When I send you traffic over IP, the metadata at the IP layer is the source and destination address. If you encrypted the destination address, the traffic wouldn’t reach the destination. So somebody has to see some of the metadata somewhere. And practically, realistically, I have no hope of encrypting, or protecting, the sending address. But maybe I don’t need to present the source address.
Whether you’re padding existing traffic to hide the size of the information transferred, or making changes to how domain name servers operate, what are the associated costs? Additional traffic isn’t free, right?
It’s hard to measure some of the costs. But you’d measure padding to defend against traffic analysis in terms of throughput.
Imagine that your DNS was already encrypted. We know how to do it; we have the specification for it. Are we talking about an extra 5 percent of traffic? Or are we talking about an extra 200 percent or 2,000 percent of traffic? And if we’re talking about DNS, what’s the proportion of that traffic relative to the proportion of all of the other traffic?
DNS traffic is peanuts compared to one streamed episode of House of Cards.
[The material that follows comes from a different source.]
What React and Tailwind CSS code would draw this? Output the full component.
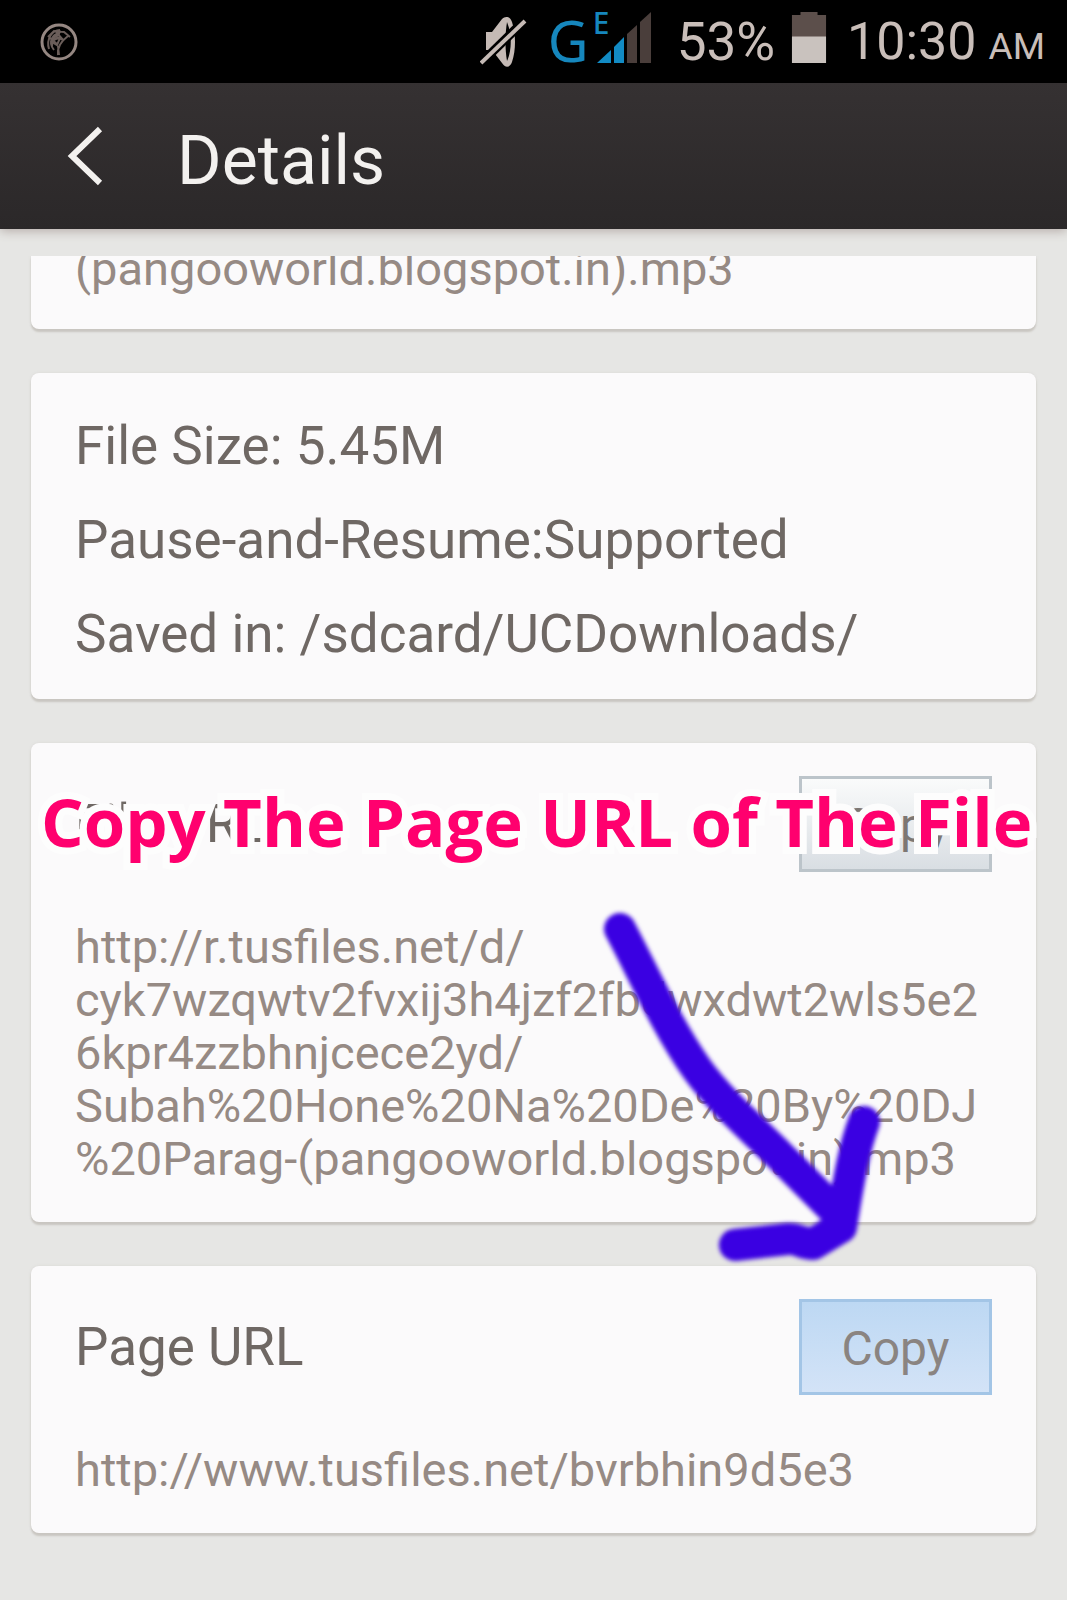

Some traffic analysis savant will come along and say, “We found a way to attack your padding scheme,” which is great. That’s how the science advances. But it might cost your adversary two to three times more to decipher, because of the padding.
If we step back from that, let’s ask about other costs. Have you looked at the statistics for network traffic with an ad blocker versus no ad blocker?
Your browser pulls significantly less traffic, if it doesn’t pull ads. And yet, as a society, we seem to have decided that the default should be to pull a bunch of ads. We’ve decided that the traffic cost of advertising, which is more likely to be privacy-invasive, is worth paying.
So yes, metadata padding will cost something. I’m not going to pretend that it doesn’t, but we pay for what we value.
And if we don’t value privacy, and thus don’t pay for it, there will be a series of consequences. As a society, we’ll be less likely to dissent. We’ll be more likely to stagnate. And, if we feel boxed in by surveillance, we’ll be less likely to have a functioning democracy.